Every line holding the string "page" should be gathered.

****************

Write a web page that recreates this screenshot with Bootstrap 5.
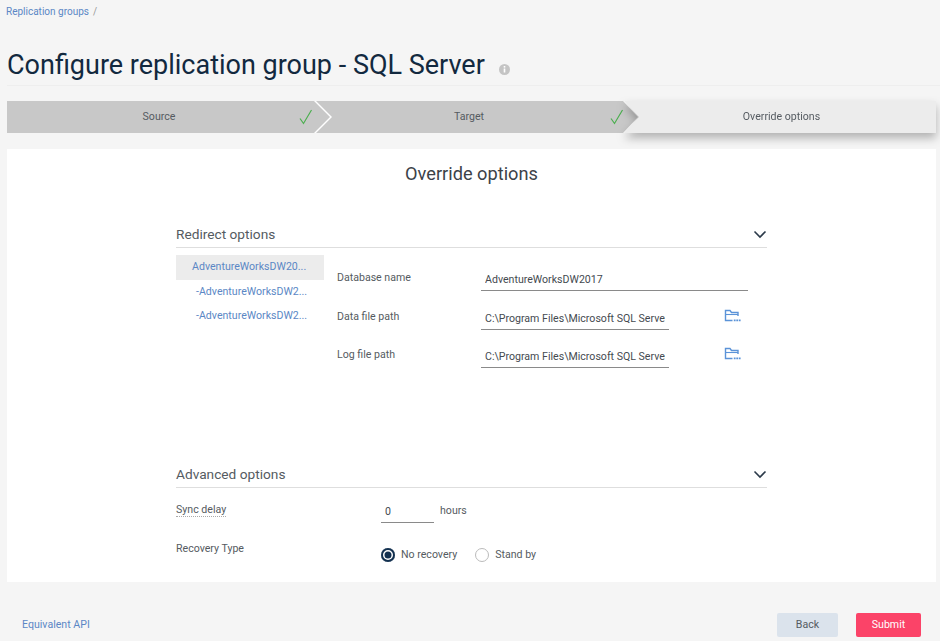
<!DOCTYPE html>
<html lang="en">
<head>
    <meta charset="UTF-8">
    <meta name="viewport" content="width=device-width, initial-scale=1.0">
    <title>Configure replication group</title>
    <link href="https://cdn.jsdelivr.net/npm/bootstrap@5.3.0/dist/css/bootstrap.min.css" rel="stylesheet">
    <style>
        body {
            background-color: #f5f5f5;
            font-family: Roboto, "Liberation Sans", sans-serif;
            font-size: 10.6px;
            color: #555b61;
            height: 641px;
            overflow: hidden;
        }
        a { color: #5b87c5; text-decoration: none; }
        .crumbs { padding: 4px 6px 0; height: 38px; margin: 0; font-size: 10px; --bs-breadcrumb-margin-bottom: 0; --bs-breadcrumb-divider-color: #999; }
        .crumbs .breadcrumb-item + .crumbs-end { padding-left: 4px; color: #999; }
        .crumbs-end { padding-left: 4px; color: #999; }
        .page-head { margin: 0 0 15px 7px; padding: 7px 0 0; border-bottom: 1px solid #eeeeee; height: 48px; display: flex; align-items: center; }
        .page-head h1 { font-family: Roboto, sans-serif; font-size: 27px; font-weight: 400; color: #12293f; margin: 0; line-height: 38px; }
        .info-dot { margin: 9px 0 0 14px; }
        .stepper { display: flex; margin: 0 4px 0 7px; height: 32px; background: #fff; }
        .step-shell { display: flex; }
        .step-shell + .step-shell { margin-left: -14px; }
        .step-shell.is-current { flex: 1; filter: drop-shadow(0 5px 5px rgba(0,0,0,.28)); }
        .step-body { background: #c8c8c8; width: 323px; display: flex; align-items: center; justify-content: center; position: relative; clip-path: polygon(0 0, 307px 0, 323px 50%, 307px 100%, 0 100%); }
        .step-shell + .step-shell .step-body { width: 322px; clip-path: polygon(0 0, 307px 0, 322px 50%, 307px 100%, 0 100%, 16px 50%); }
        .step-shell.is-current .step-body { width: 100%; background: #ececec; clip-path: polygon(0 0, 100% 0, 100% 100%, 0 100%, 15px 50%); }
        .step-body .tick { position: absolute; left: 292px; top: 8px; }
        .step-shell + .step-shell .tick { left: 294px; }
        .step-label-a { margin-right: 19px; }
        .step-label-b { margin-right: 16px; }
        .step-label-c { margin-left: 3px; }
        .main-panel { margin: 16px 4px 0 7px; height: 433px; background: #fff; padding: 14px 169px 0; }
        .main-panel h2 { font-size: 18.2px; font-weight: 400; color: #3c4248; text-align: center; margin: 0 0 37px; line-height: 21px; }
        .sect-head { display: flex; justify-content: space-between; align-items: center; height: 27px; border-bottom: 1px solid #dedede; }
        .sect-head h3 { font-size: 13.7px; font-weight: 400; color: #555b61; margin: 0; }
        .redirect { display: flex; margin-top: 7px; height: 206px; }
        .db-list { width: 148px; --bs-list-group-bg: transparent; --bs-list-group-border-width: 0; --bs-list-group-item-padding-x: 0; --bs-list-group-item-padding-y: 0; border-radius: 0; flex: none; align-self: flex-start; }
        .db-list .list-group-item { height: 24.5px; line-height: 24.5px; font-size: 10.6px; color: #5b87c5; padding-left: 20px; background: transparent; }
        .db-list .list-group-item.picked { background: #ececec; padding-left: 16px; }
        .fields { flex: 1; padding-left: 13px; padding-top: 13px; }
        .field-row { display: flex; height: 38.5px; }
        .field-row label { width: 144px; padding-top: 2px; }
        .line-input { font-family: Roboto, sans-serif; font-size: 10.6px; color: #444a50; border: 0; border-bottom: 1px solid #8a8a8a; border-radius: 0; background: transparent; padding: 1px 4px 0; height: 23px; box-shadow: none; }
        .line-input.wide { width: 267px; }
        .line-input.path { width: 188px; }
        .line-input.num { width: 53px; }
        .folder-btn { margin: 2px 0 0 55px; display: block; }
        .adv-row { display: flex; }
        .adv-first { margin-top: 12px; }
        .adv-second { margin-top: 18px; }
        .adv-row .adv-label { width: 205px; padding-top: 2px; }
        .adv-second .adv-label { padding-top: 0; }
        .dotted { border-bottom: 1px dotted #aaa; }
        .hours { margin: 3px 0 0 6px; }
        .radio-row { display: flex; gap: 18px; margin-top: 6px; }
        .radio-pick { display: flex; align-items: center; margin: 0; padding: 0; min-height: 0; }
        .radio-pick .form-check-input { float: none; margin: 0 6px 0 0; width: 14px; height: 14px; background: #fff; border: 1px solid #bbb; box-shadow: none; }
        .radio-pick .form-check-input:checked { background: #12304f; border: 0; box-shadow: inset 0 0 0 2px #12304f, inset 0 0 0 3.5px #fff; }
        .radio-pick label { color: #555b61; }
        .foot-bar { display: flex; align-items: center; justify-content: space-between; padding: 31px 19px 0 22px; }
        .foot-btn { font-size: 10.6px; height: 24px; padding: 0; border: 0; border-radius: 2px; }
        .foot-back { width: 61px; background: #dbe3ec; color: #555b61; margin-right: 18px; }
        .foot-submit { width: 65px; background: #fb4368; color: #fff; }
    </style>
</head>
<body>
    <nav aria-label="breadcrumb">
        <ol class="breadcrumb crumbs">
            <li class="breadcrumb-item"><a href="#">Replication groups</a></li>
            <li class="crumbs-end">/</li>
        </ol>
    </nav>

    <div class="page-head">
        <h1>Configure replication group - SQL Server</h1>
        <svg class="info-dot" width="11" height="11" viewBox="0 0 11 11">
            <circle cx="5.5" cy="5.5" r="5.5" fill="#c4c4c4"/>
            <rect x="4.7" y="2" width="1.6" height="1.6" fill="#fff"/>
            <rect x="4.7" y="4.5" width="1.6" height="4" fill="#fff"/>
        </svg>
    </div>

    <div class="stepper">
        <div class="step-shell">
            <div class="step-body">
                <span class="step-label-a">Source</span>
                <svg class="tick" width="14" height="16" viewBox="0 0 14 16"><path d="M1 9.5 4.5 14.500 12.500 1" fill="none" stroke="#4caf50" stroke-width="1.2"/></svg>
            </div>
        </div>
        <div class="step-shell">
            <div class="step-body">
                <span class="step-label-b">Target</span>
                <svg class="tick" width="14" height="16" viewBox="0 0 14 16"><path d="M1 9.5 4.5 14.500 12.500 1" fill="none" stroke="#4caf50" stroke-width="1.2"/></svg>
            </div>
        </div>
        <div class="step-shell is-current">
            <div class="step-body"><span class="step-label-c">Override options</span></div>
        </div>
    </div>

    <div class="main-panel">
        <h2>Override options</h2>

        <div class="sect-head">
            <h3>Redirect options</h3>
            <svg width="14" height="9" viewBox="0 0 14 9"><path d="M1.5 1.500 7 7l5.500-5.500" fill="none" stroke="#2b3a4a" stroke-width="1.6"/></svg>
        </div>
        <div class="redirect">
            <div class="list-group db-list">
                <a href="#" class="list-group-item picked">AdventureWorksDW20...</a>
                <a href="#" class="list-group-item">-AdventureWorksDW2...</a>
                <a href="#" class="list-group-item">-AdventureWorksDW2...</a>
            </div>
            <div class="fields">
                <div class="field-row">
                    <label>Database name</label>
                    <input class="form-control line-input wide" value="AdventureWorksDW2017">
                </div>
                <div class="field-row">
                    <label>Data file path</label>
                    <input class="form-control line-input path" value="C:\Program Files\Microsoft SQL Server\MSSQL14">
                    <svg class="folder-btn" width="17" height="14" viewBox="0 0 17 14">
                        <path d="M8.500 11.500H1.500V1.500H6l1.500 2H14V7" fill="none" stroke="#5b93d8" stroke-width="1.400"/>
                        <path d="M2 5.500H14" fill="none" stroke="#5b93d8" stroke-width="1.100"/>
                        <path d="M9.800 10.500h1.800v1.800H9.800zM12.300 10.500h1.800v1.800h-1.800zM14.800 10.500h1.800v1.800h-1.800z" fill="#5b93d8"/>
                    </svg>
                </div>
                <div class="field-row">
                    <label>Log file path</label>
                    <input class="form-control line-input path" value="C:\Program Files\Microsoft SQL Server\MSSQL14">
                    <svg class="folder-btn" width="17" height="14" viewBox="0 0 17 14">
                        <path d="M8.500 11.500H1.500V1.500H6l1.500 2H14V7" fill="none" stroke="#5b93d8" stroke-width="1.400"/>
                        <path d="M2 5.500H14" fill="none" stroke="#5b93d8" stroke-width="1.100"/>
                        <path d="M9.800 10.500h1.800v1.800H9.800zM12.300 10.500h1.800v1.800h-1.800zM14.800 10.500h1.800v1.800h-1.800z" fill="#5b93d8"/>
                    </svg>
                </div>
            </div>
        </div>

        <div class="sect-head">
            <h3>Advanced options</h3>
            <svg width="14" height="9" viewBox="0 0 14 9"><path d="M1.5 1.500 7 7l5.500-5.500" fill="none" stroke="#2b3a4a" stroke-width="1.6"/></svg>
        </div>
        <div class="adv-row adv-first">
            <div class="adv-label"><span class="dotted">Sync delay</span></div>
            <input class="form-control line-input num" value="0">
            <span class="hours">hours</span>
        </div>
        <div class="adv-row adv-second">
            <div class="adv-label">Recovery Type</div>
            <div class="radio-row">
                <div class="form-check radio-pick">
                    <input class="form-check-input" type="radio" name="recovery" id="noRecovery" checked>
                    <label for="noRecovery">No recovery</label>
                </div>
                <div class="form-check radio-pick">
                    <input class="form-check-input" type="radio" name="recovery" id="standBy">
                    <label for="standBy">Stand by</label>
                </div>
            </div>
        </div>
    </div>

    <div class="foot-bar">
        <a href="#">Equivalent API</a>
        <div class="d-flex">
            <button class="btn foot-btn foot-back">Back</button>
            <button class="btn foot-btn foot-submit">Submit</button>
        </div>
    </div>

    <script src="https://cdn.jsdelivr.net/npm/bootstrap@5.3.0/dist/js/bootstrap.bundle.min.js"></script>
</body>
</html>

****************

- [THE SOLUTION]
Write a web page that recreates this screenshot with Bootstrap 5.
        .page-head { margin: 0 0 15px 7px; padding: 7px 0 0; border-bottom: 1px solid #eeeeee; height: 48px; display: flex; align-items: center; }
        .page-head h1 { font-family: Roboto, sans-serif; font-size: 27px; font-weight: 400; color: #12293f; margin: 0; line-height: 38px; }
    <div class="page-head">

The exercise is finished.